I was hearing voices and not for the first time. There was an epauletted man in ironed khaki across the desk from me. His lips were moving earnestly in French. There was a tea leaf on one of his teeth, a single leaf that distracted me. I knew that this man was not to be crossed. The black fleck on surprisingly perfect dentition got me thinking. I might be better off looking for the future in tea leaves rather than hearing how cooperative this man’s army would be.
A man by my side was simultaneously translating to me in English accented by his Italian and Spanish heritage. The translating man was also on my side, a former French Foreign legionnaire, a mercenary soldier acting as a security advisor. I liked him and I knew he was exceptionally good at his job. Which was a useful thing to recognise because my life was in his hands. That day, his contract was with my company, so to speak. You’d never know what the future brings.
The two burly but lower ranked officers were supporting the seated Major General by whispering. They had to stand since it had been arranged to have only three chairs in the office for this meeting. On signal by a raised hand, they spoke discreetly to their boss in Arabic or Berber. No matter the languages, both sides were lying across his desk.
It was surreal. I couldn’t tell what was true. I did know that the voice in front of me was utterly mendacious. That confident, lying voice was the power in the room. This was a world where Power and Truth were maintained in an asymmetric relationship that worked because Power determined Truth.

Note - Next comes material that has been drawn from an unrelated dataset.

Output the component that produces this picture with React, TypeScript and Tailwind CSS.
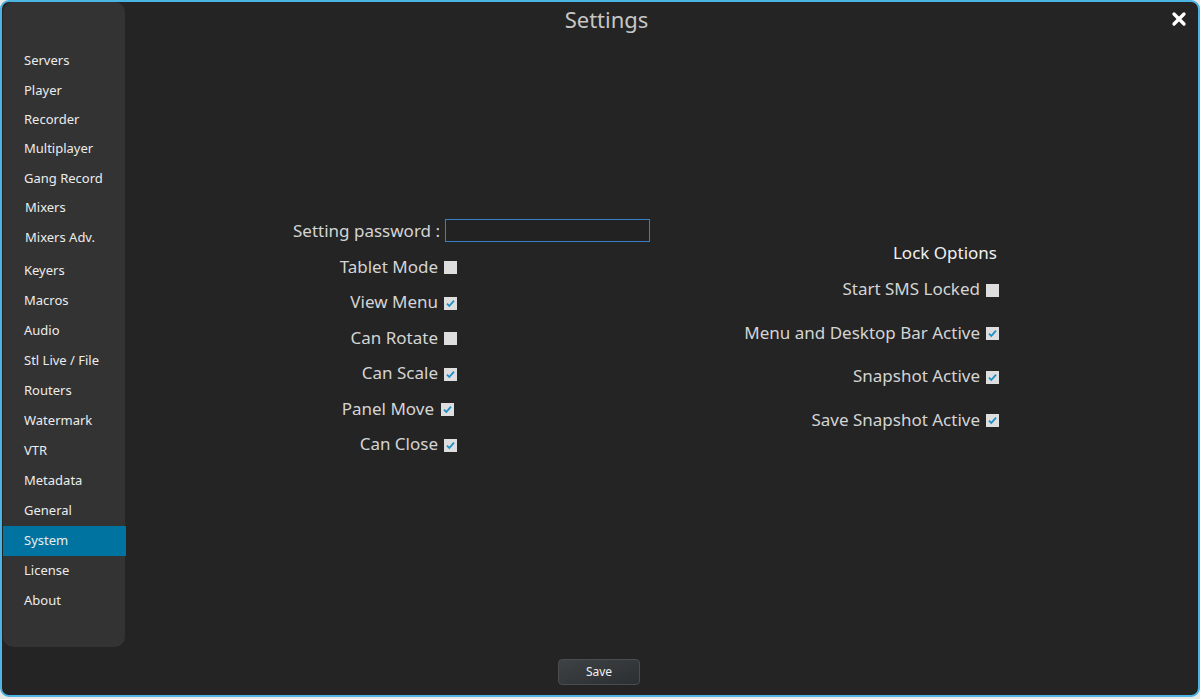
import { X } from "lucide-react";

type NavItem = { label: string; h: string; pl?: string };

const navItems: NavItem[] = [
  { label: "Servers", h: "h-[30px]" },
  { label: "Player", h: "h-[30px]" },
  { label: "Recorder", h: "h-[28px]" },
  { label: "Multiplayer", h: "h-[30px]" },
  { label: "Gang Record", h: "h-[29px]" },
  { label: "Mixers", h: "h-[30px]", pl: "pl-[22px]" },
  { label: "Mixers Adv.", h: "h-[30px] mb-[3px]", pl: "pl-[22px]" },
  { label: "Keyers", h: "h-[30px]" },
  { label: "Macros", h: "h-[30px]" },
  { label: "Audio", h: "h-[30px]" },
  { label: "Stl Live / File", h: "h-[30px]" },
  { label: "Routers", h: "h-[30px]" },
  { label: "Watermark", h: "h-[30px]" },
  { label: "VTR", h: "h-[30px]" },
  { label: "Metadata", h: "h-[30px]" },
  { label: "General", h: "h-[30px]" },
  { label: "System", h: "h-[30px]" },
  { label: "License", h: "h-[30px]" },
  { label: "About", h: "h-[30px]" },
];

function Checkbox({ checked }: { checked: boolean }) {
  return (
    <span className="w-[13px] h-[13px] bg-[#dedede] flex items-center justify-center shrink-0 mt-[3px]">
      {checked && (
        <svg width="11" height="11" viewBox="0 0 11 11">
          <path d="M2 5.6 L4.3 8 L9 2.6" fill="none" stroke="#1c8ec6" strokeWidth="1.8" />
        </svg>
      )}
    </span>
  );
}

const leftRows = [
  { label: "Tablet Mode", checked: false, shifted: false },
  { label: "View Menu", checked: true, shifted: false },
  { label: "Can Rotate", checked: false, shifted: false },
  { label: "Can Scale", checked: true, shifted: false },
  { label: "Panel Move", checked: true, shifted: true },
  { label: "Can Close", checked: true, shifted: false },
];

const lockRows = [
  { label: "Start SMS Locked", checked: false },
  { label: "Menu and Desktop Bar Active", checked: true },
  { label: "Snapshot Active", checked: true },
  { label: "Save Snapshot Active", checked: true },
];

export default function App() {
  const font = { fontFamily: '"Noto Sans", "Open Sans", sans-serif' };
  return (
    <div className="w-[1200px] h-[699px] bg-[#e8e8e8]" style={font}>
      <div className="h-[697px] border-2 border-[#4cb4e2] rounded-[9px] bg-[#242424] flex flex-col overflow-hidden">
        <div className="flex h-[645px]">
          {/* Sidebar */}
          <div className="w-[122px] ml-[1px] h-[645px] bg-[#333333] rounded-[10px] pt-[44px]">
            {navItems.map((item) => (
              <div
                key={item.label}
                className={`${item.h} flex items-center ${item.pl ?? "pl-[21px]"} text-[13px] text-[#ececec] ${
                  item.label === "System" ? "bg-[#0073a0] -mr-[1px]" : ""
                }`}
              >
                {item.label}
              </div>
            ))}
          </div>

          {/* Main */}
          <div className="flex-1 flex flex-col">
            <div className="flex items-center h-[34px]">
              <div className="flex-1 text-center pr-[79px] text-[22px] text-[#c6c6c6]">Settings</div>
              <div className="w-[31px] flex items-center pl-[2px]">
                <X size={20} strokeWidth={4} color="#ffffff" />
              </div>
            </div>

            <div className="flex items-start">
              {/* Left column */}
              <div className="ml-[155px] mt-[177px] flex flex-col">
                <div className="h-[35.5px] flex items-center">
                  <span className="w-[160px] text-right text-[17px] text-[#d4d4d4] whitespace-nowrap">Setting password :</span>
                  <input
                    className="ml-[5px] w-[205px] h-[23px] border border-[#3b7fc2] bg-[#222] outline-none"
                    type="password"
                  />
                </div>
                {leftRows.map((r) => (
                  <div key={r.label} className="h-[35.5px] flex items-center">
                    <div className={`${r.shifted ? "w-[154px]" : "w-[158px]"} flex justify-end`}>
                      <span className="text-[17px] text-[#d4d4d4] whitespace-nowrap">{r.label}</span>
                    </div>
                    <div className={r.shifted ? "ml-[7px]" : "ml-[6px]"}>
                      <Checkbox checked={r.checked} />
                    </div>
                  </div>
                ))}
              </div>

              {/* Right column */}
              <div className="ml-[71px] mt-[203px] w-[278px] flex flex-col items-end">
                <div className="h-[28px] flex items-center pr-[2px] text-[17px] text-[#f0f0f0]">Lock Options</div>
                {lockRows.map((r) => (
                  <div key={r.label} className="h-[43.5px] flex items-center">
                    <span className="text-[17px] text-[#d4d4d4] whitespace-nowrap">{r.label}</span>
                    <div className="ml-[6px]">
                      <Checkbox checked={r.checked} />
                    </div>
                  </div>
                ))}
              </div>
            </div>
          </div>
        </div>

        {/* Footer */}
        <div className="flex justify-center pt-[12px]">
          <button className="w-[82px] h-[26px] rounded-[4px] border border-[#4a4d50] bg-gradient-to-br from-[#3e4245] to-[#2c2f32] text-[12px] text-[#f0f0f0] ml-[-2px]">
            Save
          </button>
        </div>
      </div>
    </div>
  );
}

Power pretended not to understand English but he had trained and worked manoeuvres with US forces. The American military don’t do foreign languages and we surmised before the meeting that he’d have to speak their language. How else could his like be the solid and reliable partner NATO boasted? I understood most everything he said and could tell if my advisor withheld anything. He didn’t. But we both knew the Major General wasn’t telling us everything we needed to know.
My security advisor was fluent in Arabic and told me later that the advisors copped this and switched to Berber. My advisor was competent in Berber too. Indeed, my mercenary was a native Spanish and Italian speaker. He’d been in some undisclosed role in Francophone Africa that needed fluency in French and Arabic to survive. He told me that he learned English from satellite TV during that ‘special’ mission. And falling for a Turkish woman brought the need for a seventh language.
My mercenary was good with people. I watched him talk with goatherds, military governors, hotel managers and doctors with equal deference and focus. He had the enquiring skills of a good journalist, an interrogator whose grilling was almost undetectable. People wanted to tell him what he wanted to hear. He was an unusual soldier.
Our coffee cups were empty, the biscuits eaten, the tea leaf washed away. Power stood, his teeth radiant within a meaningless smile. The meeting was at an end. We stood and we became amicable for the moment of the handshake. We were escorted out of the office and it was over.
We were ‘given’ 140 soldiers to clear landmines. ‘Plastic mines? It was almost as if it was an insult to suggest that plastic landmines could ever have been used. No, never. Of course not.’
‘And what happened on day one? The blade of a dozer dug up a plastic landline.’
The soldier’s mental reservation was classified.
I wrote up a memoir-style post here last year. I categorise and tag such things as ‘fake memoir’ because the details are the devil.